Geography
- Location: 1606 N 7th St, Terre Haute, IN 47804, Terre Haute, Indiana, United States
- Coordinates: 39°29′09″N 87°24′26″W﻿ / ﻿39.485850°N 87.407107°W

Organization
- Type: Teaching
- Affiliated university: None

History
- Founded: 1892

Links
- Website: http://myunionhospital.org
- Lists: Hospitals in Indiana

= Union Hospital (Indiana) =

Union Hospital is a not-for-profit healthcare system in west central Indiana. Its main facility is in Terre Haute, Indiana.

==History==
Union Hospital was founded August 11, 1892 as the Terre Haute Sanitarium by Dr. Benjamin F. Swafford and Dr. Leo J. Weinstein. The name was changed in 1895 to Union Home for Invalids after the two doctors donated half of their holdings to a group of citizens of various Protestant and Jewish backgrounds.

In 1900 a nurse named Sister Johanna M Baur, superintendent of the building, organized a Training School for Nurses, which would graduate more than nine hundred nurses before it closed in 1965. The school also collaborated to train nursing students from Indiana State University.

The hospital made its first large expansion in the 1920s, constructing a new seven-story building. An addition was added in 1952.

Noted nurse and aviator Ellen Church joined the hospital in 1951 as the Director of Nursing, and soon was promoted to Hospital Administrator. She served the hospital in this position from 1952 to 1964. Church was tasked to economize the hospital's budget, of which she successfully enacted. Under her leadership, financial stability of the hospital was achieved thanks to her advocacy for expansion and the purchasing of new medical equipment.
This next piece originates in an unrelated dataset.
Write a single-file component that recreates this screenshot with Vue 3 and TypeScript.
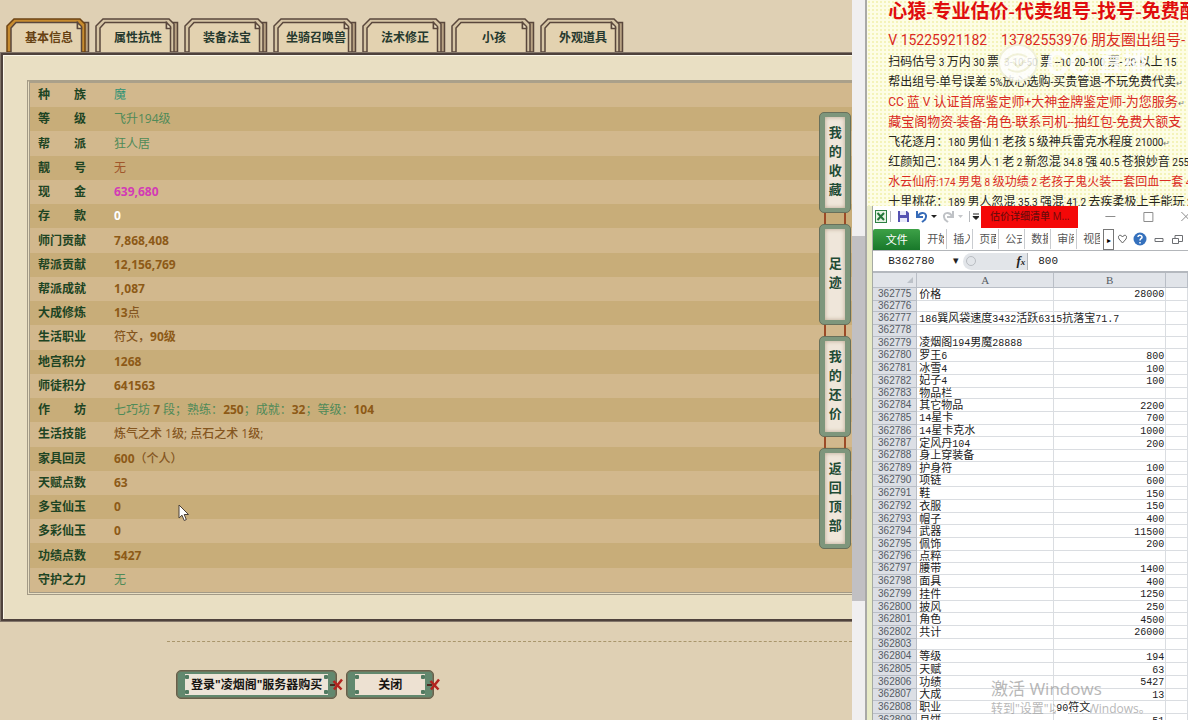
<script setup lang="ts">
interface Part { t: string; c?: string }
interface Row { label: string; parts: Part[] }

const tabs: string[] = ['基本信息', '属性抗性', '装备法宝', '坐骑召唤兽', '法术修正', '小孩', '外观道具']

const num = (t: string): Part[] => [{ t, c: 'num' }]
const rows: Row[] = [
  { label: '种族', parts: [{ t: '魔', c: 'teal' }] },
  { label: '等级', parts: [{ t: '飞升194级', c: 'green' }] },
  { label: '帮派', parts: [{ t: '狂人居', c: 'green' }] },
  { label: '靓号', parts: [{ t: '无', c: 'rust' }] },
  { label: '现金', parts: [{ t: '639,680', c: 'pink' }] },
  { label: '存款', parts: [{ t: '0', c: 'white' }] },
  { label: '师门贡献', parts: num('7,868,408') },
  { label: '帮派贡献', parts: num('12,156,769') },
  { label: '帮派成就', parts: num('1,087') },
  { label: '大成修炼', parts: [{ t: '13', c: 'num' }, { t: '点', c: 'brown' }] },
  { label: '生活职业', parts: [{ t: '符文，', c: 'brown' }, { t: '90级', c: 'num' }] },
  { label: '地宫积分', parts: num('1268') },
  { label: '师徒积分', parts: num('641563') },
  {
    label: '作坊',
    parts: [
      { t: '七巧坊 ', c: 'green' }, { t: '7', c: 'num' }, { t: ' 段；熟练：', c: 'green' }, { t: '250', c: 'num' },
      { t: '；成就：', c: 'green' }, { t: '32', c: 'num' }, { t: '；等级：', c: 'green' }, { t: '104', c: 'num' },
    ],
  },
  { label: '生活技能', parts: [{ t: '炼气之术 1级; 点石之术 1级;', c: 'skill' }] },
  { label: '家具回灵', parts: [{ t: '600', c: 'num' }, { t: '（个人）', c: 'brown' }] },
  { label: '天赋点数', parts: num('63') },
  { label: '多宝仙玉', parts: num('0') },
  { label: '多彩仙玉', parts: num('0') },
  { label: '功绩点数', parts: num('5427') },
  { label: '守护之力', parts: [{ t: '无', c: 'green' }] },
]

const sideLinks: string[] = ['我的收藏', '足迹', '我的还价', '返回顶部']

interface Line { text: string; kind: string }
const lines: Line[] = [
  { text: '心猿-专业估价-代卖组号-找号-免费配', kind: 'title' },
  { text: 'V 15225921182    13782553976 朋友圈出组号-', kind: 'phone' },
  { text: '扫码估号 3 万内 30 票  3-10-50 票 --10-20-100 票- 20 以上 15', kind: 'body' },
  { text: '帮出组号-单号误差 5%放心选购-买贵管退-不玩免费代卖↵', kind: 'body' },
  { text: 'CC 蓝 V 认证首席鉴定师+大神金牌鉴定师-为您服务↵', kind: 'red' },
  { text: '藏宝阁物资-装备-角色-联系司机--抽红包-免费大额支', kind: 'red' },
  { text: '飞花逐月：180 男仙 1 老孩 5 级神兵雷克水程度 21000↵', kind: 'body' },
  { text: '红颜知己：184 男人 1 老 2 新忽混 34.8 强 40.5 苍狼妙音 255', kind: 'body' },
  { text: '水云仙府:174 男鬼 8 级功绩 2 老孩子鬼火装一套回血一套 4', kind: 'body redtext' },
  { text: '十里桃花：189 男人忽混 35.3 强混 41.2 去疾柔极上手能玩 2', kind: 'body' },
]
const split = (s: string): Part[] =>
  (s.match(/[\x20-\x7e]+|↵|[^\x20-\x7e↵]+/g) ?? []).map((t) => ({
    t,
    c: /[\x20-\x7e]/.test(t[0]) ? 'latin' : t === '↵' ? 'mark' : '',
  }))

const ribbon: string[] = ['开始', '插入', '页面', '公式', '数据', '审阅', '视图']

const cells: [string, string][] = [
  ['价格', '28000'], ['', ''], ['186巽风袋速度3432活跃6315抗落宝71.7', ''], ['', ''], ['凌烟阁194男魔28888', ''],
  ['罗王6', '800'], ['冰雪4', '100'], ['妃子4', '100'], ['物品栏', ''], ['其它物品', '2200'], ['14星卡', '700'],
  ['14星卡克水', '1000'], ['定风丹104', '200'], ['身上穿装备', ''], ['护身符', '100'], ['项链', '600'], ['鞋', '150'],
  ['衣服', '150'], ['帽子', '400'], ['武器', '11500'], ['佩饰', '200'], ['点粹', ''], ['腰带', '1400'], ['面具', '400'],
  ['挂件', '1250'], ['披风', '250'], ['角色', '4500'], ['共计', '26000'], ['', ''], ['等级', '194'], ['天赋', '63'],
  ['功绩', '5427'], ['大成', '13'], ['职业', '90符文'], ['月饼', '51'],
]
</script>

<template>
  <div class="screen">
    <main class="game">
      <nav class="tabs">
        <button v-for="(t, i) in tabs" :key="t" type="button" class="tab" :class="{ active: i === 0 }">
          <svg class="tab-bg" viewBox="0 0 84 34" aria-hidden="true">
            <path class="back" d="M78 4.5H82.5V34H78Z" />
            <path class="frame" d="M1 34V8L8 1H74L79 6V34Z" />
            <path class="face" d="M5 34V10L10 4.500H71.500V10H75.500V34" />
            <path class="fold" d="M71.500 4.500L75.500 8.500V10.500H71.500Z" />
          </svg>
          <span>{{ t }}</span>
        </button>
      </nav>

      <section class="panel">
        <table class="info">
          <tbody>
            <tr v-for="r in rows" :key="r.label">
              <th scope="row"><span>{{ r.label }}</span></th>
              <td><span v-for="(p, i) in r.parts" :key="i" :class="p.c">{{ p.t }}</span></td>
            </tr>
          </tbody>
        </table>
      </section>

      <hr class="dots" />
      <div class="actions">
        <button v-for="b in ['登录&quot;凌烟阁&quot;服务器购买', '关闭']" :key="b" type="button" class="plaque">
          <span class="plate">
            <i class="stud tl"></i><i class="stud tr"></i><i class="stud bl"></i><i class="stud br"></i>
            {{ b }}
          </span>
          <svg class="knot" viewBox="0 0 13 13" aria-hidden="true">
            <path d="M0 7H5" stroke="#4b2a20" stroke-width="2" />
            <path d="M3.500 3L11.500 11.500M12 1.500L4 11.500" stroke="#b3231f" stroke-width="2.500" fill="none" />
          </svg>
        </button>
      </div>

      <nav class="side">
        <a v-for="s in sideLinks" :key="s" href="#" class="hang"><span>{{ s }}</span></a>
      </nav>

      <svg class="cursor" viewBox="0 0 12 19" aria-hidden="true">
        <path d="M1 1V14L4 11.200L6.200 16.500L8.300 15.600L6.200 10.500H10.500Z" fill="#fff" stroke="#4a4038" />
      </svg>
    </main>

    <div class="scroll"><i></i></div>

    <aside class="right">
      <article class="doc">
        <p v-for="l in lines" :key="l.text" :class="l.kind">
          <span v-for="(p, i) in split(l.text)" :key="i" :class="p.c">{{ p.t }}</span>
        </p>
        <div class="live">
          <svg viewBox="0 0 42 40" aria-hidden="true">
            <ellipse cx="21" cy="20" rx="19" ry="18" />
            <path d="M8 20C12 11 22 9 30 14M34 20C30 29 19 31 11 26M16 19L21 24L28 17" />
          </svg>
          <b>CC</b><span>直播</span>
        </div>
      </article>

      <section class="excel">
        <header class="titlebar">
          <svg class="quick" viewBox="0 0 106 22" aria-hidden="true">
            <rect x="2.500" y="4.500" width="11" height="12" fill="#e5f2e3" stroke="#2e8144" />
            <path d="M4.500 7L11 14M11 7L4.500 14" stroke="#23763a" stroke-width="2" />
            <path d="M17.500 5V16M96.500 5V16" stroke="#b6b9bd" />
            <path d="M25 5H34L36 7V16H25Z" fill="#5552b2" />
            <path d="M27 5H33V9H27ZM27 12H34V16H27Z" fill="#e8e9fa" />
            <path d="M44 5V11H50M45 10C48 5 54 7 53 11C53 14 50 15 49 16" fill="none" stroke="#366bb8" stroke-width="2" />
            <path d="M58 9H64L61 12Z" fill="#222" />
            <path d="M80 5V11H74M79 10C76 5 70 7 71 11C71 14 74 15 75 16" fill="none" stroke="#bfc2c6" stroke-width="2" />
            <path d="M85 9H90L87.500 12Z" fill="#c5c7ca" />
            <path d="M100 8H106M100 10.500H106L103 13.500Z" stroke="#222" fill="#222" />
          </svg>
          <strong>估价详细清单 M...</strong>
          <svg class="win" viewBox="0 0 92 22" aria-hidden="true">
            <path d="M11 10.500H21M49.500 6.500H58.500V15.500H49.500ZM87 6L96 15M96 6L87 15" fill="none" stroke="#8d8d8d" />
          </svg>
        </header>
        <div class="ribbon">
          <button type="button" class="file">文件</button>
          <button v-for="r in ribbon" :key="r" type="button" class="rtab"><span>{{ r }}</span></button>
          <button type="button" class="more" aria-label="更多">▸</button>
          <svg class="rib-icons" viewBox="0 0 76 22" aria-hidden="true">
            <path d="M8.500 14L5 10C3 6 7 5 8.500 8C10 5 14 6 12 10Z" fill="none" stroke="#666" />
            <circle cx="26" cy="10" r="6.500" fill="#3571bd" />
            <path d="M24 8C24 5.500 28.500 6 28 8.500C27.800 9.500 26 9.500 26 11.500M26 13V14.500" fill="none" stroke="#fff" stroke-width="1.500" />
            <path d="M41 9.500H49V12.500H41ZM58.500 9.500H64.500V14.500H58.500ZM61 9V6.500H68.500V12.500H65" fill="none" stroke="#6d6f73" />
          </svg>
        </div>
        <div class="formula">
          <input class="name" aria-label="名称框" value="B362780" />
          <span class="drop">▾</span>
          <span class="fx"><i></i><em>f<small>x</small></em></span>
          <input class="value" aria-label="编辑栏" value="800" />
        </div>
        <table class="sheet">
          <colgroup><col class="c0" /><col class="c1" /><col class="c2" /><col /></colgroup>
          <thead><tr><th class="corner"><i></i></th><th>A</th><th>B</th><th></th></tr></thead>
          <tbody>
            <tr v-for="(c, i) in cells" :key="i">
              <th scope="row">{{ 362775 + i }}</th>
              <td><span v-for="(p, k) in split(c[0])" :key="k" :class="p.c">{{ p.t }}</span></td>
              <td class="b" :class="{ left: c[1] === '90符文' }"><span v-for="(p, k) in split(c[1])" :key="k" :class="p.c">{{ p.t }}</span></td>
              <td></td>
            </tr>
          </tbody>
        </table>
      </section>
      <div class="activate"><b>激活 Windows</b><span>转到"设置"以激活 Windows。</span></div>
    </aside>
  </div>
</template>

<style>
html, body { margin: 0; overflow: hidden; }
</style>

<style scoped>
.screen {
  display: flex; height: 100vh; overflow: hidden;
  font: 12px/16px "Open Sans", "Noto Sans CJK SC", sans-serif; background: #dfd1b6;
}
button, input { font: inherit; border: 0; padding: 0; margin: 0; background: none; border-radius: 0; }
.game { position: relative; flex: 1; min-width: 0; overflow: hidden; background: #dfd0b4; }

.tabs { display: flex; gap: 5px; padding: 18px 0 0 6px; }
.tab { position: relative; flex: none; width: 84px; height: 34px; color: #26392e; font-weight: 600; text-align: center; white-space: nowrap; }
.tab span { position: relative; display: block; padding: 5px 0 0 2px; }
.tab-bg { position: absolute; inset: 0; width: 84px; height: 34px; }
.tab-bg path { stroke: #5a473c; stroke-width: 1.500; }
.back { fill: #b8a283; }
.frame { fill: #d6c5a5; }
.face { fill: #e3d2b0; }
.fold { fill: #efe3c6; }
.active { color: #674213; }
.active .frame { fill: #c78b2e; stroke: #6c4315; }
.active .fold { fill: #f3dfa9; }

.panel {
  margin: 1px 0 1px 1px; border: solid #4f423c; border-width: 2px 0 2px 2px; background: #e9dfc3;
  box-shadow: 0 0 0 1px #82756a, inset 1px 1px 0 #fdf9ea; padding: 25px 0 24px 24px;
}
.info { width: 100%; height: 515px; box-sizing: border-box; border-collapse: separate; border-spacing: 0; border: 3px double #a39a86; border-right: 0; border-top: 3px solid #aaa08a; }
.info tr { background: #d2b88d; }
.info tr:nth-child(even) { background: #c8ad79; }
.info th, .info td { padding: 0; text-align: left; vertical-align: middle; white-space: nowrap; line-height: 16px; }
.info th { width: 84px; padding-left: 8px; box-sizing: border-box; color: #1d4423; font-weight: 700; }
.info th span { display: block; width: 48px; text-align-last: justify; }
.info td span { white-space: pre; }
.num { color: #8d5a17; font-weight: 700; }
.brown, .skill { color: #85561f; font-weight: 500; }
.green { color: #4f8a58; }
.teal { color: #2f9274; }
.rust { color: #a0562b; }
.pink { color: #d33bb5; font-weight: 700; }
.white { color: #fff; font-weight: 700; }

.dots { margin: 20px 0 0 167px; border: 0; border-top: 1px dashed #a9966c; }
.actions { display: flex; gap: 9px; padding: 28px 0 0 176px; }
.plaque {
  position: relative; display: flex; height: 29px; box-sizing: border-box; padding: 3px 8px;
  border: 1px solid #685f4a; border-radius: 5px; background: #62886e; box-shadow: inset 0 0 0 1px #6f735b;
  color: #171512; font-weight: 700;
}
.plate { position: relative; min-width: 58px; padding: 0 6px; line-height: 22px; background: #ede4d8; }
.plaque:last-child .plate { background: #ede1d2; }
.stud { position: absolute; width: 4px; height: 4px; background: #517a61; border-radius: 1px; }
.tl { left: 0; top: 1px; } .tr { right: 0; top: 1px; } .bl { left: 0; bottom: 1px; } .br { right: 0; bottom: 1px; }
.knot { position: absolute; right: -7px; top: 7px; width: 13px; height: 13px; }

.side { position: absolute; right: 1px; top: 112px; display: grid; gap: 11px; }
.hang {
  position: relative; width: 32px; height: 101px; box-sizing: border-box; padding: 0 0 3px; display: grid; place-items: center;
  border: 1px solid #68705b; border-radius: 5px; background: #7e967c; text-decoration: none; color: #1f4b35; font-weight: 700;
}
.hang::before { content: ""; position: absolute; inset: 4px 5px; background: #efe6da; box-shadow: inset 0 0 4px #b9a58e; }
.hang span { position: relative; width: 13px; font-size: 13px; line-height: 19px; word-break: break-all; }
.hang:not(:last-child)::after {
  content: ""; position: absolute; left: 4px; right: 4px; top: 100px; height: 11px; border: solid #9c4b27; border-width: 0 2px;
}
.cursor { position: absolute; left: 178px; top: 504px; width: 12px; height: 19px; }

.scroll { width: 13px; display: grid; grid-template-rows: 236fr 365fr 119fr; background: #f0eff0; border-right: 2px solid #a9a9a7; box-sizing: content-box; }
.scroll i { grid-row: 2; background: #c1c0c3; }

.right { position: relative; width: 27%; display: flex; flex-direction: column; overflow: hidden; background: #e8ebc8; }
.doc {
  position: relative; height: 206px; flex: none; overflow: hidden; padding: 1px 0 0 21px; box-sizing: border-box; color: #25251d;
  background: radial-gradient(circle, #f4f3ba 1px, transparent 1px) 0 0 / 4px 4px #fdfde5;
  font-family: Roboto, "Noto Sans CJK SC", sans-serif;
}
.doc p { margin: 0; white-space: pre; font-size: 12px; line-height: 20px; height: 20px; }
.doc p .latin { font-size: 10px; }
.doc .title { font-family: "Liberation Serif", "Noto Sans CJK SC", serif; font-size: 19px; line-height: 22px; height: 29px; color: #e00d0d; font-weight: 700; }
.doc .title .latin { font-size: 19px; }
.doc .phone { font-size: 15px; height: 22px; color: #d92a22; }
.doc .phone .latin { font-size: 14px; }
.doc .red { font-size: 13px; color: #da2b24; }
.doc .red .latin { font-size: 12px; }
.doc .redtext { color: #da2b24; }
.doc p .mark { font-size: 8px; color: #777; }
.live { position: absolute; left: 130px; top: 43px; display: flex; align-items: center; gap: 7px; color: #fff; opacity: 0.85; font-size: 25px; line-height: 40px; }
.live svg { width: 42px; height: 40px; fill: #fff; stroke: #f0f0da; stroke-width: 2; }
.live b { font-size: 34px; }
.live span { font-weight: 700; }

.excel { flex: 1; min-height: 0; margin-left: 5px; overflow: hidden; background: #fff; border-left: 1px solid #a6aaa4; color: #222; }
.titlebar { display: flex; align-items: stretch; justify-content: space-between; height: 22px; }
.quick { width: 106px; height: 22px; flex: none; }
.titlebar strong { flex: none; width: 97px; box-sizing: border-box; margin-left: 2px; background: #f40808; color: #6d0b0b; font-size: 10px; line-height: 21px; font-weight: 500; text-align: center; }
.win { flex: 1; height: 22px; margin-left: 15px; }
.ribbon { display: flex; align-items: stretch; height: 23px; box-sizing: border-box; border-bottom: 1px solid #b3b6ba; font-size: 11px; padding-top: 1px; }
.file { width: 47px; flex: none; color: #fff; background: linear-gradient(#3da147, #18782a); border-radius: 2px 2px 0 0; margin-right: 1px; }
.rtab { flex: none; width: 26px; padding-left: 6px; color: #555; text-align: left; border-right: 1px solid #c9ccd0; height: 20px; }
.rtab span { display: block; width: 17px; overflow: hidden; white-space: nowrap; }
.ribbon .rtab:nth-last-child(3) { border-right: 0; }
.more { width: 11px; flex: none; border: 1px solid #777; font-size: 8px; }
.rib-icons { width: 76px; height: 22px; flex: none; }
.formula { display: flex; align-items: center; height: 20px; font: 11px/18px "Liberation Mono", monospace; }
.formula input { color: #222; min-width: 0; height: 18px; }
.name { width: 60px; padding-left: 15px; }
.drop { width: 15px; text-align: center; font-family: "DejaVu Sans", sans-serif; }
.fx { display: flex; align-items: center; justify-content: space-between; width: 62px; height: 17px; padding-right: 2px; background: #e2e5e9; border-radius: 9px 0 0 9px; border-right: 1px solid #b1b4b8; }
.fx i { width: 8px; height: 8px; margin-left: 3px; border: 1px solid #b9bdc2; border-radius: 50%; }
.fx em { font: italic bold 13px/16px "Liberation Serif", serif; }
.fx small { font-size: 9px; }
.formula .value { flex: 1; padding-left: 10px; }

.sheet {
  width: 100%; height: 456px; table-layout: fixed; border-collapse: separate; border-spacing: 0; border-top: 2px solid #b4b8be;
  font: 11px/12px "Liberation Serif", "Noto Sans CJK SC", serif;
}
.c0 { width: 44px; } .c1 { width: 137px; } .c2 { width: 112px; }
.sheet th, .sheet td { padding: 0; border: solid #dadde1; border-width: 0 1px 1px 0; white-space: nowrap; line-height: 10px; }
.sheet th { background: #dcdfe5; border-color: #b9bec6; color: #555b63; font-weight: 400; }
.sheet thead th { height: 14px; background: #e1e4e9; }
.sheet tbody th { font-family: "Liberation Sans", sans-serif; font-size: 10px; }
.sheet td { padding-left: 2px; }
.sheet .latin { font-family: "Liberation Mono", monospace; font-size: 10px; line-height: 8px; }
.sheet .b { text-align: right; padding-right: 1px; }
.sheet .left { text-align: left; }
.left span { position: relative; z-index: 2; background: #fff; }
.corner i { float: right; border: 3px solid transparent; border-right-color: #bcc1c8; border-bottom-color: #bcc1c8; margin-right: 3px; }

.right .activate { position: absolute; right: 36px; bottom: 3px; width: 161px; color: #898989; opacity: 0.6; pointer-events: none; white-space: nowrap; z-index: 1; }
.activate b { display: block; font-size: 17px; line-height: 22px; font-weight: 400; }
.activate span { display: block; font-size: 12px; line-height: 17px; }
</style>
Since the early 1960s, the hospital has maintained a partnership with Indiana State University, where both institutions collaborate with the School of Nursing and related programs.

Beginning in the 1960s, physicians Dr. Thomas Conway and Dr. William Scully researched groundbreaking practices of infant care to develop a new neonatal program. The Indiana Board of Health advised them to stop their mission, but the hospital superintendent supported their search. Soon, they asked the hospital board to train nurses at Yale University, in order to implement these practices in Terre Haute. Eventually, by 1968 the new Neonatal Intensive Care Unit (NICU) was established, and it quickly reduced the number of deaths from 15 per 1,000 to 6 per 1,000.

Union Hospital began managing the Vermillion County Hospital in Clinton, Indiana, in 1996 with the encouragement of the Indiana State Department of Health, renaming the hospital Union Hospital Clinton.